Price Movements across suburbs are not consistent.
Unsurprisingly areas in the growth corridors of Melbourne, which are more likely to be negatively impacted from rising interest rates given higher average mortgage levels, have experienced modest price reductions whereas areas in inner Melbourne and in Melbourne’s “leafy” east are experiencing modest to strong price increases (see below)
New Stock is rising but for now appears to be being fully absorbed.
New listings have continued to trend higher (about 6% above the 5-year average but slightly lower than at the same time last year). Listings have risen due to a combination of more stock being added to the market, but are being absorbed quickly meaning that total listings remain below levels last year and well below the 5-year average.

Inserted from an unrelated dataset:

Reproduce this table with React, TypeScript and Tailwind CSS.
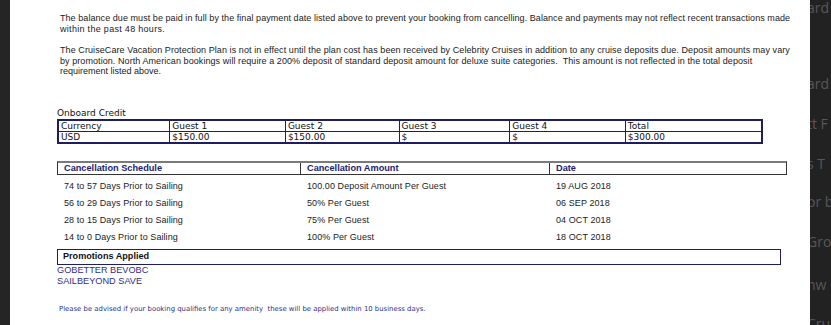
import React from "react";

const arial = { fontFamily: '"Liberation Sans", Arial, sans-serif' };
const verdana = { fontFamily: '"DejaVu Sans", Verdana, sans-serif' };

export default function App() {
  const rows = [
    ["74 to 57 Days Prior to Sailing", "100.00 Deposit Amount Per Guest", "19 AUG 2018"],
    ["56 to 29 Days Prior to Sailing", "50% Per Guest", "06 SEP 2018"],
    ["28 to 15 Days Prior to Sailing", "75% Per Guest", "04 OCT 2018"],
    ["14 to 0 Days Prior to Sailing", "100% Per Guest", "18 OCT 2018"],
  ];
  const sideWords = [
    ["ard", "mt-[-2px]"],
    ["ard", "mt-[56px]"],
    ["tt F", "mt-[20px]"],
    ["s T", "mt-[20px]"],
    ["or b", "mt-[18px]"],
    ["Grou", "mt-[20px]"],
    ["nw", "mt-[23px]"],
    ["Cru", "mt-[19px]"],
  ];
  return (
    <div className="flex h-[325px] w-[831px] overflow-hidden bg-white">
      <div className="w-[10px] shrink-0 bg-[#252525]" />
      <div className="min-w-0 flex-1 overflow-hidden bg-white" style={arial}>
        <div className="pl-[50px] pt-[13px] text-[9px] leading-[10.5px] text-[#1a1a1a]">
          <div className="whitespace-nowrap tracking-[0.06px]">
            The balance due must be paid in full by the final payment date listed above to prevent your booking from cancelling. Balance and payments may not reflect recent transactions made
          </div>
          <div className="whitespace-nowrap tracking-[0.3px]">within the past 48 hours.</div>
          <div className="mt-[11px] whitespace-nowrap tracking-[0.08px]">
            The CruiseCare Vacation Protection Plan is not in effect until the plan cost has been received by Celebrity Cruises in addition to any cruise deposits due. Deposit amounts may vary
          </div>
          <div className="whitespace-pre tracking-[0.07px]">
            by promotion. North American bookings will require a 200% deposit of standard deposit amount for deluxe suite categories.  This amount is not reflected in the total deposit
          </div>
          <div className="whitespace-nowrap">requirement listed above.</div>
        </div>

        <div className="pl-[47px]">
          <div className="mt-[31px] text-[9px] leading-[11px] text-[#111]" style={verdana}>
            Onboard Credit
          </div>
          <table
            className="w-[706px] border-collapse border-2 border-[#1e1d60] text-[9px] leading-[10px] text-[#111]"
            style={verdana}
          >
            <tbody>
              <tr>
                {[
                  ["Currency", "w-[112px]"],
                  ["Guest 1", "w-[116px]"],
                  ["Guest 2", "w-[114px]"],
                  ["Guest 3", "w-[111px]"],
                  ["Guest 4", "w-[116px]"],
                  ["Total", "w-[137px]"],
                ].map(([t, w]) => (
                  <td key={t} className={`${w} border border-[#1e1d60] px-[2px] py-0 text-left`}>
                    {t}
                  </td>
                ))}
              </tr>
              <tr>
                {["USD", "$150.00", "$150.00", "$", "$", "$300.00"].map((t, i) => (
                  <td key={i} className="border border-[#1e1d60] px-[2px] py-0 text-left">
                    {t}
                  </td>
                ))}
              </tr>
            </tbody>
          </table>

          <div className="mt-[17px] flex h-[14px] w-[730px] border border-[#333] border-t-2 border-t-[#7a7a7a] text-[9.2px] font-bold leading-[11px] text-[#23226e]">
            <div className="w-[243px] border-r border-[#333] pl-[6px]">Cancellation Schedule</div>
            <div className="w-[249px] border-r border-[#333] pl-[6px]">Cancellation Amount</div>
            <div className="flex-1 pl-[6px]">Date</div>
          </div>

          <div className="mt-[3px] text-[9px] leading-[17.3px] tracking-[0.08px] text-[#222]">
            {rows.map((r, i) => (
              <div key={i} className="flex">
                <div className="w-[243px] pl-[7px]">{r[0]}</div>
                <div className="w-[249px] pl-[7px]">{r[1]}</div>
                <div className="pl-[7px]">{r[2]}</div>
              </div>
            ))}
          </div>

          <div className="mt-[2px] h-[16px] w-[724px] border-[1.5px] border-[#1e1d60] pl-[5px] text-[9.1px] font-bold leading-[12px] text-[#111]">
            Promotions Applied
          </div>
          <div className="text-[9.2px] leading-[11.5px] text-[#2e2e86]">
            <div>GOBETTER BEVOBC</div>
            <div>SAILBEYOND SAVE</div>
          </div>
          <div
            className="mt-[16px] pl-[2px] text-[6.9px] leading-[10px] text-[#2e2e86] whitespace-pre"
            style={verdana}
          >
            Please be advised if your booking qualifies for any amenity  these will be applied within 10 business days.
          </div>
        </div>
      </div>
      <div
        className="w-[21px] shrink-0 overflow-hidden bg-[#222] text-[14px] leading-[20px] text-[#575757]"
        style={{ fontFamily: '"Open Sans", sans-serif' }}
      >
        {sideWords.map(([w, m], i) => (
          <div key={i} className={`${m} -ml-[3px] whitespace-nowrap`}>
            {w}
          </div>
        ))}
      </div>
    </div>
  );
}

Vacancy rates remain low, and as a result, rents continue to rise.
Average rental prices in Melbourne continue to rise, with median rents across all of metro Melbourne increasing 15% annualised over the last quarter. This is the same rate as the last 12 months. In other words, the pace of rental price growth is not yet slowing, despite a very modest uptick in vacancy from 1% at the start of the year to 1.3% in September.
In Brisbane, it appears that there has been an uptick in the growth rate of median rents, with an annualised increase of 14% over the last quarter, whereas median rents were flat between January and May this year. This may be explained by a modest reduction in Brisbane vacancy rate by 0.1% in August.